Diminished inhibitory control has been proposed as a core characteristic and potential endophenotype of attention deficit hyperactivity disorder (ADHD). If this is the case, one would expect to find this trait among first-degree relatives of individuals with ADHD. The aim of this study, therefore, was to determine whether the oculomotor measures typically related to inhibitory control failures in individuals with ADHD are also observed among those relatives.
Using prosaccadic and antisaccadic tasks in gap and overlap conditions, we assessed a group of unaffected parents of children with ADHD symptoms and compared them to a group of unaffected parents of children with typical development. Direction errors, anticipatory errors and saccadic reaction times were analyzed. We also determined the presence of ADHD behaviors (in adulthood and childhood) in all participants.

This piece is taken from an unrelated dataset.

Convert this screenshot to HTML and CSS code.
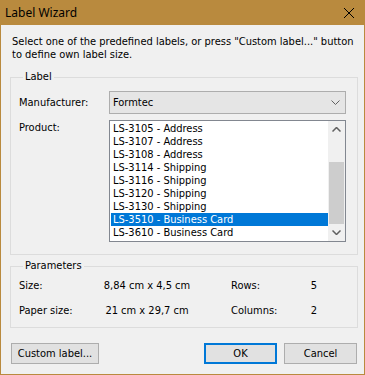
FILE: index.html
```html
<!DOCTYPE html>
<html lang="en">
<head>
    <meta charset="UTF-8">
    <title>Label Wizard</title>
    <link rel="stylesheet" href="styles.css">
</head>
<body>
    <div class="window">
        <div class="titlebar">
            <span class="title">Label Wizard</span>
            <svg class="close" width="12" height="12" viewBox="0 0 12 12">
                <path d="M1 1 L11 11 M11 1 L1 11" stroke="#000" stroke-width="1" fill="none"/>
            </svg>
        </div>
        <div class="content">
            <p class="intro">Select one of the predefined labels, or press "Custom label..." button to define own label size.</p>

            <fieldset class="group label-group">
                <legend>Label</legend>
                <div class="row">
                    <span class="field-label">Manufacturer:</span>
                    <div class="combo">
                        <span>Formtec</span>
                        <svg width="9" height="5" viewBox="0 0 9 5">
                            <path d="M0.5 0.5 L4.5 4.5 L8.5 0.5" stroke="#606060" fill="none"/>
                        </svg>
                    </div>
                </div>
                <div class="row row-top">
                    <span class="field-label product">Product:</span>
                    <div class="listbox">
                        <ul class="items">
                            <li>LS-3105 - Address</li>
                            <li>LS-3107 - Address</li>
                            <li>LS-3108 - Address</li>
                            <li>LS-3114 - Shipping</li>
                            <li>LS-3116 - Shipping</li>
                            <li>LS-3120 - Shipping</li>
                            <li>LS-3130 - Shipping</li>
                            <li class="selected">LS-3510 - Business Card</li>
                            <li>LS-3610 - Business Card</li>
                        </ul>
                        <div class="scrollbar">
                            <div class="arrow">
                                <svg width="9" height="5" viewBox="0 0 9 5">
                                    <path d="M0.5 4.5 L4.5 0.5 L8.5 4.5" stroke="#606060" stroke-width="1.5" fill="none"/>
                                </svg>
                            </div>
                            <div class="track"><div class="thumb"></div></div>
                            <div class="arrow">
                                <svg width="9" height="5" viewBox="0 0 9 5">
                                    <path d="M0.5 0.5 L4.5 4.5 L8.5 0.5" stroke="#606060" stroke-width="1.5" fill="none"/>
                                </svg>
                            </div>
                        </div>
                    </div>
                </div>
            </fieldset>

            <fieldset class="group params">
                <legend>Parameters</legend>
                <div class="param-grid">
                    <span>Size:</span>
                    <span class="value">8,84 cm x 4,5 cm</span>
                    <span class="key-right">Rows:</span>
                    <span class="count">5</span>
                    <span>Paper size:</span>
                    <span class="value">21 cm x 29,7 cm</span>
                    <span class="key-right">Columns:</span>
                    <span class="count">2</span>
                </div>
            </fieldset>

            <div class="buttons">
                <button class="btn custom">Custom label...</button>
                <div class="right-buttons">
                    <button class="btn default">OK</button>
                    <button class="btn">Cancel</button>
                </div>
            </div>
        </div>
    </div>
</body>
</html>
```

FILE: styles.css
```css
body {
    margin: 0;
    font-family: "DejaVu Sans Condensed", "Liberation Sans", sans-serif;
    font-size: 11px;
    color: #000;
    background-color: #f0f0f0;
}

.window {
    width: 365px;
    height: 375px;
    box-sizing: border-box;
    border: 1px solid #b98a3e;
    border-top: none;
    background-color: #f0f0f0;
    display: flex;
    flex-direction: column;
}

.titlebar {
    height: 25px;
    margin: 0 -1px;
    background-color: #b98a3e;
    display: flex;
    align-items: center;
    justify-content: space-between;
    padding: 0 10px 0 5px;
}

.title {
    font-family: "Noto Sans", sans-serif;
    font-size: 12px;
}

.close {
    display: block;
}

.content {
    padding: 10px 6px 0 9px;
}

.intro {
    margin: 0 0 8px 2px;
    line-height: 13px;
}

.group {
    width: 348px;
    box-sizing: border-box;
    margin: 0;
    border: 1px solid #dcdcdc;
    padding: 6px 11px 6px 8px;
}

.group legend {
    padding: 0 2px;
    margin-left: 4px;
    line-height: 16px;
}

.row {
    display: flex;
    align-items: center;
    margin-bottom: 6px;
}

.row-top {
    align-items: flex-start;
    margin-bottom: 6px;
}

.field-label {
    width: 90px;
}

.product {
    padding-top: 1px;
}

.combo {
    width: 237px;
    height: 23px;
    box-sizing: border-box;
    background-color: #e5e5e5;
    border: 1px solid #adadad;
    display: flex;
    align-items: center;
    justify-content: space-between;
    padding: 0 5px 0 3px;
}

.combo svg {
    display: block;
}

.listbox {
    width: 237px;
    height: 122px;
    box-sizing: border-box;
    border: 1px solid #828790;
    background-color: #fff;
    display: flex;
    padding: 1px 0 0 1px;
}

.items {
    list-style: none;
    margin: 0;
    padding: 0;
    flex: 1;
}

.items li {
    height: 13px;
    line-height: 13px;
    padding-left: 2px;
}

.items li.selected {
    background-color: #0078d7;
    color: #fff;
}

.scrollbar {
    width: 17px;
    margin-top: -1px;
    background-color: #f0f0f0;
    display: flex;
    flex-direction: column;
}

.arrow {
    height: 17px;
    display: flex;
    align-items: center;
    justify-content: center;
}

.track {
    flex: 1;
    display: flex;
    flex-direction: column;
    justify-content: flex-end;
    padding: 0 1px;
}

.thumb {
    height: 62px;
    background-color: #cdcdcd;
}

.params {
    margin-top: 3px;
    padding: 5px 8px 10px 8px;
}

.param-grid {
    display: grid;
    grid-template-columns: 83px 90px 116px 9px;
    row-gap: 12px;
    line-height: 13px;
    white-space: nowrap;
}

.value {
    text-align: center;
}

.key-right {
    padding-left: 39px;
}

.count {
    text-align: right;
}

.buttons {
    display: flex;
    justify-content: space-between;
    margin-top: 15px;
    width: 346px;
    padding-left: 1px;
}

.right-buttons {
    display: flex;
    gap: 7px;
}

.btn {
    font-family: inherit;
    font-size: 11px;
    height: 21px;
    width: 73px;
    background-color: #e1e1e1;
    border: 1px solid #adadad;
    padding: 0;
    color: #000;
}

.btn.custom {
    width: 88px;
}

.btn.default {
    border: 2px solid #0078d7;
}
```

No between-group differences were observed for the antisaccadic measures, but the group of parents of children with ADHD made more anticipatory responses on the prosaccadic-gap task than the parents of controls. A moderate association between these anticipatory errors and dimensional inattention scores was also found.
Saccadic performance differed between the two groups of parents, as those with children with ADHD showed a failure to withhold the initiation of responses in the absence of external control references (gap condition) on tasks with low cognitive load (prosaccadic). These anticipatory responses were related to inattention traits. Our results support the familial compound of ADHD as a multifactorial disorder.